Transcribe everything in the data word for word. Pictures are left out.

##############################

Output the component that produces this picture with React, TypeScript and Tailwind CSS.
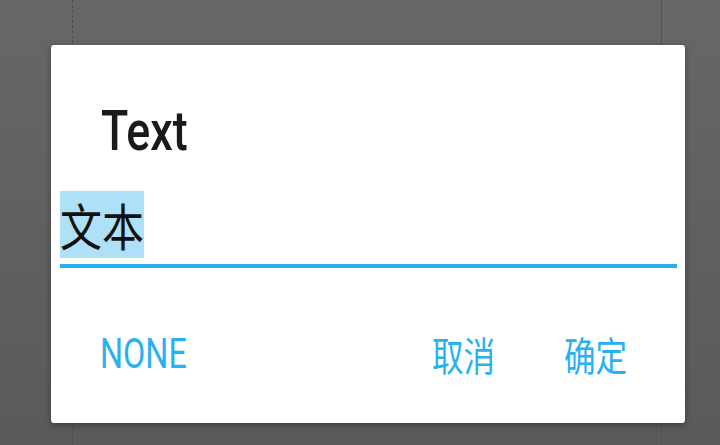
import React from "react";

const roboto = { fontFamily: "Roboto, 'Noto Sans', sans-serif" };

const App = () => {
  return (
    <div
      className="relative w-[720px] h-[445px] overflow-hidden bg-gradient-to-b from-[#676767] to-[#5a5a5a]"
      style={roboto}
    >
      {/* Page behind the dialog */}
      <div className="ml-[72px] w-[590px] h-full border-l border-dashed border-l-[#4f4f4f]">
        <div className="ml-auto w-px h-full bg-[#535353]" />
      </div>

      {/* Dialog */}
      <div className="absolute left-[51px] top-[45px] w-[634px] h-[378px] bg-white rounded-[3px] shadow-[0_2px_6px_rgba(0,0,0,0.35)] flex flex-col pt-[58px]">
        {/* Title */}
        <div className="pl-[50px] h-[56px] text-[56px] leading-[56px] text-[#1a1a1a] font-medium font-['Roboto',sans-serif]">
          <span className="inline-block origin-left scale-x-[0.8]">Text</span>
        </div>

        {/* Edit field */}
        <div className="mt-[32px] pl-[9px] h-[67px]">
          <span className="inline-block origin-left scale-x-[0.84] h-[67px] leading-[67px] text-[50px] bg-[#aee0f8] text-[#111] font-['Noto_Sans_CJK_SC',sans-serif]">
            文本
          </span>
        </div>
        <div className="mt-[6px] ml-[9px] mr-[8px] h-[4px] bg-[#29b0ef]" />

        {/* Buttons */}
        <div className="mt-[65px] flex items-center h-[42px] pl-[49px] text-[#29b0ef]">
          <span className="inline-block origin-left scale-x-[0.77] text-[42px] leading-[42px] font-['Roboto',sans-serif]">
            NONE
          </span>
          <span className="ml-auto inline-block origin-left scale-x-[0.79] text-[40px] leading-[42px] font-['Noto_Sans_CJK_SC',sans-serif]">
            取消
          </span>
          <span className="ml-[52px] mr-[41px] inline-block origin-left scale-x-[0.79] text-[40px] leading-[42px] font-['Noto_Sans_CJK_SC',sans-serif]">
            确定
          </span>
        </div>
      </div>
    </div>
  );
};

export default App;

##############################

▶ Output:
Output the component that produces this picture with React, TypeScript and Tailwind CSS.
import React from "react";

const roboto = { fontFamily: "Roboto, 'Noto Sans', sans-serif" };

const App = () => {
  return (
    <div
      className="relative w-[720px] h-[445px] overflow-hidden bg-gradient-to-b from-[#676767] to-[#5a5a5a]"
      style={roboto}
    >
      {/* Page behind the dialog */}
      <div className="ml-[72px] w-[590px] h-full border-l border-dashed border-l-[#4f4f4f]">
        <div className="ml-auto w-px h-full bg-[#535353]" />
      </div>

      {/* Dialog */}
      <div className="absolute left-[51px] top-[45px] w-[634px] h-[378px] bg-white rounded-[3px] shadow-[0_2px_6px_rgba(0,0,0,0.35)] flex flex-col pt-[58px]">
        {/* Title */}
        <div className="pl-[50px] h-[56px] text-[56px] leading-[56px] text-[#1a1a1a] font-medium font-['Roboto',sans-serif]">
          <span className="inline-block origin-left scale-x-[0.8]">Text</span>
        </div>

        {/* Edit field */}
        <div className="mt-[32px] pl-[9px] h-[67px]">
          <span className="inline-block origin-left scale-x-[0.84] h-[67px] leading-[67px] text-[50px] bg-[#aee0f8] text-[#111] font-['Noto_Sans_CJK_SC',sans-serif]">
            文本
          </span>
        </div>
        <div className="mt-[6px] ml-[9px] mr-[8px] h-[4px] bg-[#29b0ef]" />

        {/* Buttons */}
        <div className="mt-[65px] flex items-center h-[42px] pl-[49px] text-[#29b0ef]">
          <span className="inline-block origin-left scale-x-[0.77] text-[42px] leading-[42px] font-['Roboto',sans-serif]">
            NONE
          </span>
          <span className="ml-auto inline-block origin-left scale-x-[0.79] text-[40px] leading-[42px] font-['Noto_Sans_CJK_SC',sans-serif]">
            取消
          </span>
          <span className="ml-[52px] mr-[41px] inline-block origin-left scale-x-[0.79] text-[40px] leading-[42px] font-['Noto_Sans_CJK_SC',sans-serif]">
            确定
          </span>
        </div>
      </div>
    </div>
  );
};

export default App;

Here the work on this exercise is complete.